The AHA, Baxter Regional Medical Center, Covenant Health, and Rutland Regional Medical Center (Medicare providers) asked the court to issue a writ of mandamus to compel HHS to process their long-pending Medicare claim-reimbursement appeals in accordance with statutory timelines. In December 2014, the D.C. district court declined to intervene to resolve the backlog of Medicare reimbursement appeals, stating that “the waiting game must go on.” Although the court agreed that HHS had violated its statutory obligations and reasoned that Recovery Audit Contractors (RAC) audits may have been worsening the problem, the court determined that it was not in a position to address the massive and growing administrative backlog because the problem required cooperation between Congress and HHS.

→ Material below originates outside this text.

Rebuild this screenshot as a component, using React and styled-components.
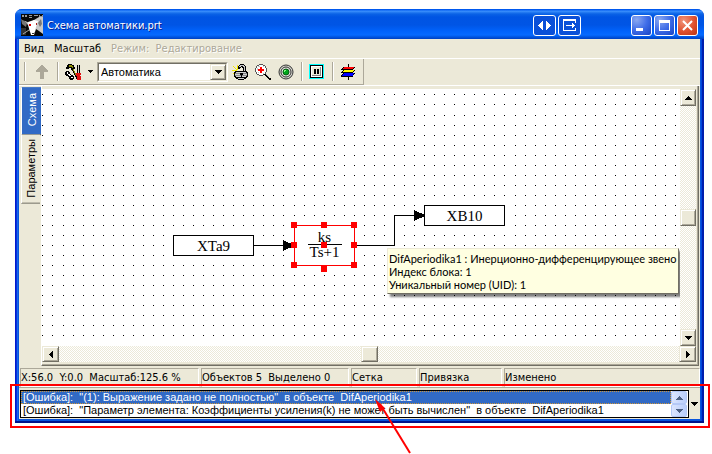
import React from "react";
import styled, { createGlobalStyle, css } from "styled-components";

const UI_FONT = '"DejaVu Sans Condensed", "DejaVu Sans", sans-serif';
const LIST_FONT = '"Liberation Sans", Arial, sans-serif';
const HINT_FONT = 'Lato, "Liberation Sans", sans-serif';
const FACE = "#ece9d8";
const SHADE = "#aca899";
const DARK = "#716f64";
const SELECT = "#316ac5";

const GlobalStyle = createGlobalStyle`
  *, *::before, *::after { box-sizing: border-box; }
  body { margin: 0; background: #fff; overflow: hidden; }
  button, select { font: inherit; color: inherit; margin: 0; padding: 0; border: 0; }
`;

const Page = styled.main`
  display: flex;
  height: 100vh;
  padding: 9px 8px 31px 15px;
  font: 11px/13px ${UI_FONT};
  color: #000;
`;

const Window = styled.section`
  flex: 1;
  min-width: 0;
  display: flex;
  flex-direction: column;
  padding: 0 4px 4px;
  border-radius: 7px 7px 0 0;
  background: linear-gradient(90deg, #0019cf 0 1px, #0831d9 1px 2px, #166aee 2px 3px, #0855dd 3px calc(100% - 3px), #0045dc calc(100% - 3px) calc(100% - 2px), #001dae calc(100% - 2px));
  box-shadow: inset 0 -2px #00138c;
`;

const TitleBar = styled.header`
  display: flex;
  align-items: center;
  height: 30px;
  margin: 0 -4px;
  padding: 2px 6px 0;
  border-radius: 7px 7px 0 0;
  background: linear-gradient(#0058ee 0, #0058ee 1px, #3f93ff 2px, #2a80f4 3px, #0a62e6 5px, #0054e3 8px, #0055e5 16px, #0062fb 22px, #066aff 26px, #0054e0 28px, #0040c0 30px);
  color: #fff;
`;

const Title = styled.h1`
  flex: 1;
  margin: 0;
  padding: 2px 0 0 4px;
  font: 11px/16px ${UI_FONT};
  text-shadow: 1px 1px #0a1e8c;
  white-space: nowrap;
`;

const TitleGroup = styled.div`
  display: flex;
  gap: 2px;
  margin-left: ${(p) => p.$lead || 0}px;
`;

const TitleButton = styled.button`
  width: ${(p) => (p.$wide ? 23 : 21)}px;
  height: 21px;
  border: 1px solid #fff;
  border-radius: 3px;
  display: grid;
  place-items: center;
  color: #fff;
  background: ${(p) =>
    p.$tone === "close"
      ? "radial-gradient(circle at 30% 25%, #f0947a, #e0502e 55%, #bc3310)"
      : p.$tone === "nav"
      ? "#0a50d8"
      : "radial-gradient(circle at 25% 20%, #8aa8f0, #3f6de8 50%, #1743c4)"};
  svg { display: block; }
`;

const Body = styled.div`
  flex: 1;
  min-height: 0;
  display: flex;
  flex-direction: column;
  background: ${FACE};
`;

const MenuBar = styled.nav`
  display: flex;
  gap: 10px;
  height: 20px;
  padding: 0 5px;
  border-bottom: 1px solid #fff;
`;

const MenuItem = styled.button`
  background: none;
  white-space: pre;
  &:disabled { color: ${SHADE}; text-shadow: 1px 1px #fff; }
`;

const ToolRow = styled.div`
  display: flex;
  height: 27px;
  border-bottom: 1px solid #fff;
`;

const ToolBar = styled.div`
  display: flex;
  align-items: center;
  height: 26px;
  padding: 0 4px;
  border-right: 1px solid ${SHADE};
  border-bottom: 1px solid ${SHADE};
`;

const Divider = styled.span`
  width: 2px;
  height: 19px;
  margin: 0 ${(p) => p.$after}px 0 ${(p) => p.$before}px;
  border-left: 1px solid ${SHADE};
  border-right: 1px solid #fff;
`;

const ToolButton = styled.button`
  display: grid;
  place-items: center;
  width: ${(p) => p.$w || 23}px;
  height: 22px;
  background: none;
  svg { display: block; }
`;

const Combo = styled.label`
  position: relative;
  display: block;
  width: 131px;
  height: 20px;
  border: 1px solid ${SHADE};
  border-right-color: #fff;
  border-bottom-color: #fff;
`;

const ComboSelect = styled.select`
  appearance: none;
  width: 100%;
  height: 100%;
  padding: 0 18px 0 2px;
  border: 1px solid ${DARK};
  border-right-color: ${FACE};
  border-bottom-color: ${FACE};
  border-radius: 0;
  background: #fff;
  font: 11px/16px ${LIST_FONT};
`;

const bevel = css`
  background: ${FACE};
  border: 1px solid;
  border-color: ${FACE} ${DARK} ${DARK} ${FACE};
  box-shadow: inset 1px 1px #fff, inset -1px -1px ${SHADE};
`;

const ComboArrow = styled.span`
  position: absolute;
  top: 1px;
  right: 1px;
  bottom: 1px;
  width: 16px;
  display: grid;
  place-items: center;
  pointer-events: none;
  ${bevel}
`;

const Work = styled.div`
  flex: 1;
  min-height: 0;
  display: flex;
  padding-right: 1px;
`;

const Tabs = styled.div`
  width: 22px;
  display: flex;
  flex-direction: column;
  align-items: flex-start;
  padding: 1px 0 0 2px;
`;

const Tab = styled.button`
  writing-mode: vertical-rl;
  transform: rotate(180deg);
  width: ${(p) => (p.$active ? 20 : 19)}px;
  padding: ${(p) => (p.$active ? "8px 0 6px" : "5px 0 4px")};
  text-align: center;
  font: 11px/16px ${LIST_FONT};
  color: ${(p) => (p.$active ? "#fff" : "#000")};
  background: ${(p) => (p.$active ? SELECT : FACE)};
  border-left: 0;
  border-top: 1px solid ${DARK};
  border-right: 1px solid #fff;
`;

const CanvasPanel = styled.div`
  flex: 1;
  min-width: 0;
  display: grid;
  grid-template: 1fr 16px / 1fr 16px;
  padding: 3px 2px 3px 0;
  border-left: 1px solid #fff;
  border-right: 1px solid ${DARK};
  border-bottom: 1px solid ${DARK};
  box-shadow: inset -1px -1px ${SHADE};
`;

const Canvas = styled.div`
  position: relative;
  overflow: hidden;
  background: #fff;
`;

const Wires = styled.svg`
  position: absolute;
  inset: 0;
  width: 100%;
  height: 100%;
  display: block;
`;

const NodeBox = styled.div`
  position: absolute;
  left: ${(p) => p.$x}px;
  top: ${(p) => p.$y}px;
  width: 81px;
  height: 21px;
  border: 1px solid #000;
  background: #fff;
  text-align: center;
  font: 15px/20px "Liberation Serif", serif;
`;

const Fraction = styled.div`
  position: absolute;
  left: 252px;
  top: 136px;
  width: 61px;
  height: 41px;
  border: 1px solid #f00;
  background: #fff;
  display: flex;
  flex-direction: column;
  align-items: center;
  padding-top: 4px;
  font: 15px/14px "Liberation Serif", serif;
`;

const Numerator = styled.span`
  width: 34px;
  text-align: center;
  border-bottom: 1px solid #000;
`;

const Handle = styled.i`
  position: absolute;
  left: ${(p) => p.$x}px;
  top: ${(p) => p.$y}px;
  width: 6px;
  height: 6px;
  background: #f00;
`;

const Hint = styled.div`
  position: absolute;
  left: 345px;
  top: 159px;
  min-width: 289px;
  padding: 3px 1px 2px;
  background: #ffffe1;
  border: 1px solid;
  border-color: ${FACE} ${DARK} ${DARK} ${FACE};
  box-shadow: 3px 3px 2px rgba(0, 0, 0, 0.5);
  font-family: ${HINT_FONT};
  white-space: nowrap;
  p { margin: 0; }
`;

const ScrollTrack = styled.div`
  display: flex;
  flex-direction: ${(p) => (p.$vertical ? "column" : "row")};
  grid-column: ${(p) => (p.$vertical ? "2" : "1 / 3")};
  justify-content: space-between;
  background: repeating-conic-gradient(#fff 0 25%, ${FACE} 0 50%) 0 0 / 2px 2px;
`;

const ScrollButton = styled.button`
  width: ${(p) => (p.$vertical ? 16 : 17)}px;
  height: ${(p) => (p.$vertical ? 17 : 16)}px;
  display: grid;
  place-items: center;
  ${bevel}
`;

const StatusBar = styled.footer`
  display: grid;
  grid-template-columns: 179px 148px 66px 83px 1fr;
  gap: 2px;
  padding: 2px 0 0 1px;
  height: 22px;
  border-bottom: 1px solid ${SHADE};
`;

const StatusCell = styled.span`
  padding: 2px 0;
  border: 1px solid;
  border-color: ${SHADE} #fff #fff ${SHADE};
  white-space: pre;
  overflow: hidden;
  line-height: 14px;
`;

const Errors = styled.div`
  position: relative;
  display: flex;
  padding: 2px 0 1px 1px;
`;

const ErrorBox = styled.div`
  flex: 1;
  min-width: 0;
  display: flex;
  padding-right: 1px;
  border: 1px solid #000;
  background: #fff;
`;

const ErrorList = styled.ul`
  flex: 1;
  min-width: 0;
  margin: 0;
  padding: 0;
  list-style: none;
  font: 11px/13px ${LIST_FONT};
`;

const ErrorItem = styled.li`
  padding-left: 2px;
  white-space: pre;
  overflow: hidden;
  color: ${(p) => (p.$active ? "#fff" : "#000")};
  background: ${(p) => (p.$active ? SELECT : "#fff")};
  outline: ${(p) => (p.$active ? "1px dotted #ce953a" : "none")};
  outline-offset: -1px;
`;

const Spinner = styled.div`
  width: 16px;
  display: flex;
  flex-direction: column;
`;

const SpinButton = styled.button`
  height: 13px;
  display: grid;
  place-items: center;
  color: #4d6185;
  border: 1px solid #b4c8f6;
  border-radius: 2px;
  background: linear-gradient(90deg, #dbe5fe, #b9cdfa);
`;

const DropButton = styled.button`
  width: 11px;
  display: grid;
  place-items: center;
  background: ${FACE};
`;

const Marker = styled.div`
  position: absolute;
  top: -4px;
  right: -10px;
  bottom: -9px;
  left: -9px;
  border: 2px solid #f00;
  pointer-events: none;
`;

const Pointer = styled.svg`
  position: absolute;
  left: 356px;
  top: 11px;
  pointer-events: none;
`;

const SHAPES = {
  up: "M3 0h1v1h1v1h1v1h1v1H0V3h1V2h1V1h1z",
  down: "M0 0h7v1H6v1H5v1H4v1H3V3H2V2H1V1H0z",
  left: "M3 0h1v7H3V6H2V5H1V4H0V3h1V2h1V1h1z",
  right: "M0 0h1v1h1v1h1v1h1v1H3v1H2v1H1v1H0z",
};

function Arrow({ dir }) {
  const flat = dir === "up" || dir === "down";
  return (
    <svg width={flat ? 7 : 4} height={flat ? 4 : 7} shapeRendering="crispEdges" aria-hidden="true">
      <path d={SHAPES[dir]} fill="currentColor" />
    </svg>
  );
}

function Icon({ size = 16, children }) {
  return (
    <svg width={size} height={size} viewBox={`0 0 ${size} ${size}`} fill="none" shapeRendering="crispEdges" aria-hidden="true">
      {children}
    </svg>
  );
}

const RatIcon = () => (
  <svg width="22" height="22" viewBox="0 0 22 22" aria-hidden="true">
    <path fill="#080808" d="M0 0h22v22H0z" />
    <path fill="#c8c8c8" d="M0 6l4 1 5 2 4-3 5-3 4-1v18l-4-3-3-2-1 3H9l-2-7-4-4z" />
    <path fill="#fff" d="M7 8l6-2 4 1-2 6-2 8h-3l-2-7z" />
    <path fill="#999" d="M1 1h2v2H1zM4 1h2v2H4zM8 1h3v1H8zM8 3h3v1H8zM13 1h4v1h-4zM18 1h1v1h2V1h1v2h-4z" />
    <path fill="#777" d="M0 5l6 4-1 4-4-3zM20 5l-3 4 2 4 2-3z" />
    <path fill="#d00" d="M8 10h2v2H8z" />
    <path fill="#a22" d="M15 9h1v2h-1z" />
    <path fill="#333" d="M11 19h2v1h-2zM0 14h5v7H0z" />
    <path stroke="#aaa" d="M2 20l6-4" />
  </svg>
);

const UpIcon = () => (
  <Icon>
    <path fill={SHADE} d="M8 1h1v1h1v1h1v1h1v1h1v1h1v2h-4v7H6V8H2V6h1V5h1V4h1V3h1V2h1V1z" />
  </Icon>
);

const ToolsIcon = () => (
  <Icon>
    <path fill="#000" d="M3 0h4v1h2v2h1v2H8v1H6V4H4v1H1V3h1V1h1z" />
    <path fill="#000" d="M7 5h2v2h1v2h1v2h1v2h1v2h-2v-2h-1v-2H9V9H8V7H7z" />
    <path fill="#8c8c00" d="M4 1h3v1h1v2H7V3H4zM8 5h1v2h1v2h1v2h-1V9H9V7H8z" />
    <path fill="#000" d="M12 1h1v8h-1zM14 1h1v8h-1z" />
    <path fill="#d4d0c8" d="M13 1h1v8h-1z" />
    <path fill="#e01010" d="M11 9h5v2h-1v1h1v4h-4v-4h-1z" />
    <path fill="#000" d="M1 7h3v1h1v2h1v1h2v1h1v3H8v1H5v-1H4v-2H3v-1H1v-1H0V8h1z" />
    <path fill="#fff" d="M2 8h1v2H2zM3 10h2v1h1v1H4v-1H3zM6 13h2v1H6z" />
  </Icon>
);

const LockIcon = () => (
  <Icon>
    <path stroke="#f5e800" d="M1 2l4 4M5 1v5M0 6h5M1 10l3-3M7 2L5 4" />
    <path fill="#000" d="M6 2h1V1h1V0h4v1h1v1h1v6h-3V4h-1V3H9v1H8v1H6z" />
    <path fill="#c8c8c8" d="M7 2h1V1h4v1h1v5h-1V3h-1V2H9v1H7z" />
    <path fill="#000" d="M3 7h12v1h1v5h-1v1h-1v1h-2v1H6v-1H4v-1H3v-1H2V8h1z" />
    <path fill="#d0d0d0" d="M4 8h10v1H4zM3 10h12v1H3zM4 12h10v1H4zM6 14h6v1H6z" />
    <path fill="#888" d="M3 9h12v1H3zM3 11h12v1H3z" />
    <path fill="#000" d="M8 9h3v2h-1v3H9v-3H8z" />
  </Icon>
);

const ZoomIcon = () => (
  <Icon>
    <path fill="#555" d="M4 0h4v1h2v1h1v2h1v4h-1v2h-1v1H8v1H4v-1H2v-1H1V8H0V4h1V2h1V1h2z" />
    <path fill="#fff" d="M4 1h4v1h2v2h1v4h-1v2H8v1H4v-1H2V8H1V4h1V2h2z" />
    <path fill="#c4c4c4" d="M3 2h2v1H3zM2 4h1v2H2zM8 2h1v1H8zM8 9h1v1H8zM3 8h1v1H3z" />
    <path fill="#f00" d="M5 3h2v2h2v2H7v2H5V7H3V5h2z" />
    <path fill="#000" d="M9 10h2v1h1v1h1v1h1v1h2v2h-2v-1h-1v-1h-1v-1h-1v-1h-1v-1H9z" />
    <path fill="#ccc" d="M11 10h1v1h1v1h1v1h-1v-1h-1v-1h-1z" />
  </Icon>
);

const TargetIcon = () => (
  <svg width="16" height="16" viewBox="0 0 16 16" aria-hidden="true">
    <circle cx="8" cy="8" r="7" stroke="#333" fill="#d4d4cc" />
    <circle cx="8" cy="8" r="5" stroke="#333" fill="#e4e4e0" />
    <circle cx="8" cy="8" r="3" fill="#00a51c" stroke="#075c12" />
    <path fill="#7dff7d" d="M6 6h2v1H7v1H6z" />
  </svg>
);

const PauseIcon = () => (
  <Icon size={15}>
    <path fill="#0ff" d="M0 0h15v15H0z" />
    <path fill="#000" d="M1 1h13v13H1z" />
    <path fill="#fff" d="M2 2h11v11H2z" />
    <path fill={FACE} d="M3 3h9v9H3z" />
    <path fill="#888" d="M11 3h1v9H3v-1h8z" />
    <path fill="#000" d="M5 5h2v5H5zM8 5h2v5H8z" />
  </Icon>
);

const LayersIcon = () => (
  <Icon>
    <path fill="#000" d="M8 0h1v16H8zM3 3h12v1h-1v1h-1v1H1V5h1V4h1zM3 6h12v1h-1v1h-1v1H1V8h1V7h1zM3 9h12v1h-1v1h-1v2H1v-2h1v-1h1z" />
    <path fill="#f00" d="M4 3h10v1h-1v1H3V4h1z" />
    <path fill="#ff0" d="M4 6h10v1h-1v1H3V7h1z" />
    <path fill="#00f" d="M4 9h10v1h-1v2H2v-1h1v-1h1z" />
  </Icon>
);

const GRID_STEP = 10.045;

function dotPath(columns, rows) {
  let d = "";
  for (let r = 0; r < rows; r++) {
    for (let c = 0; c < columns; c++) {
      d += `M${Math.round(0.42 + c * GRID_STEP)} ${Math.round(5.42 + r * GRID_STEP)}h1v1h-1z`;
    }
  }
  return d;
}

const DOTS = dotPath(200, 120);

const HANDLES = [
  [-4, -4], [26, -4], [56, -4],
  [-4, 16], [26, 16], [56, 16],
  [-4, 36], [26, 40], [56, 36],
];

function Scheme() {
  return (
    <Canvas>
      <Wires shapeRendering="crispEdges" aria-hidden="true">
        <path d={DOTS} fill="#000" />
        <path d="M212 156.5H252M313 156.5H352.5V126.5H382" stroke="#000" fill="none" />
        <path d="M241 151l11 5v1l-11 5zM372 121l11 5v1l-11 5z" fill="#000" />
      </Wires>
      <NodeBox $x={131} $y={146}>XTa9</NodeBox>
      <NodeBox $x={382} $y={116}>XB10</NodeBox>
      <Fraction>
        <Numerator>ks</Numerator>
        <span>Ts+1</span>
        {HANDLES.map(([x, y]) => (
          <Handle key={`${x},${y}`} $x={x} $y={y} />
        ))}
      </Fraction>
      <Hint role="tooltip">
        <p>DifAperiodika1 : Инерционно-дифференцирующее звено</p>
        <p>Индекс блока: 1</p>
        <p>Уникальный номер (UID): 1</p>
      </Hint>
    </Canvas>
  );
}

function ScrollBar({ vertical }) {
  return (
    <ScrollTrack $vertical={vertical}>
      <ScrollButton $vertical={vertical} aria-label={vertical ? "Вверх" : "Влево"}>
        <Arrow dir={vertical ? "up" : "left"} />
      </ScrollButton>
      <ScrollButton $vertical={vertical} aria-label="Ползунок" />
      <ScrollButton $vertical={vertical} aria-label={vertical ? "Вниз" : "Вправо"}>
        <Arrow dir={vertical ? "down" : "right"} />
      </ScrollButton>
    </ScrollTrack>
  );
}

const STATUS = [
  "X:56.0  Y:0.0  Масштаб:125.6 %",
  "Объектов 5  Выделено 0",
  "Сетка",
  "Привязка",
  "Изменено",
];

const ERRORS = [
  '[Ошибка]:  "(1): Выражение задано не полностью"  в объекте  DifAperiodika1',
  '[Ошибка]:  "Параметр элемента: Коэффициенты усиления(k) не может быть вычислен"  в объекте  DifAperiodika1',
];

export default function App() {
  return (
    <Page>
      <GlobalStyle />
      <Window>
        <TitleBar>
          <RatIcon />
          <Title>Схема автоматики.prt</Title>
          <TitleGroup>
            <TitleButton $wide $tone="nav" aria-label="Развернуть по ширине">
              <Icon size={15}><path fill="#fff" d="M6 3v9H5v-1H4v-1H3V9H2V8H1V7h1V6h1V5h1V4h1V3zM9 3h1v1h1v1h1v1h1v1h1v1h-1v1h-1v1h-1v1h-1v1H9z" /></Icon>
            </TitleButton>
            <TitleButton $wide $tone="nav" aria-label="Закрепить">
              <Icon size={15}><path fill="#fff" d="M1 1h13v4h-1V3H2v9h11v-2h1v3H1zM4 7h6V5h1v1h1v1h1v1h-1v1h-1v1h-1V8H4z" /></Icon>
            </TitleButton>
          </TitleGroup>
          <TitleGroup $lead={50}>
            <TitleButton aria-label="Свернуть"><Icon size={15}><path fill="#fff" d="M2 10h7v3H2z" /></Icon></TitleButton>
            <TitleButton aria-label="Развернуть"><Icon size={15}><path fill="#fff" d="M2 2h11v11H2zM3 5v7h9V5z" fillRule="evenodd" /></Icon></TitleButton>
            <TitleButton $tone="close" aria-label="Закрыть">
              <svg width="15" height="15" aria-hidden="true"><path stroke="#fff" strokeWidth="2" d="M3 3l9 9M12 3l-9 9" /></svg>
            </TitleButton>
          </TitleGroup>
        </TitleBar>
        <Body>
          <MenuBar>
            <MenuItem>Вид</MenuItem>
            <MenuItem>Масштаб</MenuItem>
            <MenuItem disabled>Режим:  Редактирование</MenuItem>
          </MenuBar>
          <ToolRow>
            <ToolBar>
              <Divider $before={1} $after={4} />
              <ToolButton aria-label="Вверх"><UpIcon /></ToolButton>
              <Divider $before={4} $after={2} />
              <ToolButton aria-label="Инструменты"><ToolsIcon /></ToolButton>
              <ToolButton $w={13} aria-label="Список инструментов">
                <svg width="5" height="3" shapeRendering="crispEdges" aria-hidden="true"><path d="M0 0h5v1H4v1H3v1H2V2H1V1H0z" /></svg>
              </ToolButton>
              <Combo>
                <ComboSelect aria-label="Библиотека" defaultValue="a">
                  <option value="a">Автоматика</option>
                </ComboSelect>
                <ComboArrow><Arrow dir="down" /></ComboArrow>
              </Combo>
              <ToolButton aria-label="Блокировка"><LockIcon /></ToolButton>
              <ToolButton aria-label="Увеличить"><ZoomIcon /></ToolButton>
              <ToolButton aria-label="Центр"><TargetIcon /></ToolButton>
              <Divider $before={4} $after={2} />
              <ToolButton aria-label="Пауза"><PauseIcon /></ToolButton>
              <Divider $before={4} $after={2} />
              <ToolButton aria-label="Слои"><LayersIcon /></ToolButton>
            </ToolBar>
          </ToolRow>
          <Work>
            <Tabs>
              <Tab $active>Схема</Tab>
              <Tab>Параметры</Tab>
            </Tabs>
            <CanvasPanel>
              <Scheme />
              <ScrollBar vertical />
              <ScrollBar />
            </CanvasPanel>
          </Work>
          <StatusBar>
            {STATUS.map((text) => <StatusCell key={text}>{text}</StatusCell>)}
          </StatusBar>
          <Errors>
            <ErrorBox>
              <ErrorList>
                {ERRORS.map((text, i) => <ErrorItem key={text} $active={i === 0}>{text}</ErrorItem>)}
              </ErrorList>
              <Spinner>
                <SpinButton aria-label="Предыдущая"><Arrow dir="up" /></SpinButton>
                <SpinButton aria-label="Следующая"><Arrow dir="down" /></SpinButton>
              </Spinner>
            </ErrorBox>
            <DropButton aria-label="Показать все"><Arrow dir="down" /></DropButton>
            <Marker />
            <Pointer width="36" height="56" aria-hidden="true">
              <path stroke="#f00" strokeWidth="2" d="M5 5l30 49" />
              <path fill="#f00" d="M0 0l10 9-5 4z" />
            </Pointer>
          </Errors>
        </Body>
      </Window>
    </Page>
  );
}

In February 2016, however, the D.C Court of Appeals revived the case and sent it back to the district court because the backlog of delays had gotten worse. At that time, the Court of Appeals instructed the district court that “in all likelihood,” it should order HHS to comply with the appeals deadlines if HHS or Congress failed to make meaningful progress toward solving the problem within a reasonable period of time. The court pointed to the close of the next appropriations cycle (September 30, 2016) as the deadline for resolution. In response, the Secretary asked the district court to stay the proceedings until September 30, 2017, to allow HHS to move forward on various efforts designed to tackle the backlog of reimbursement appeals. The D.C. district court denied HHS’ request to delay further proceedings in the case, holding that the Secretary’s proposals to reduce the claims review backlog and comply with statutory review deadlines would not result in meaningful progress.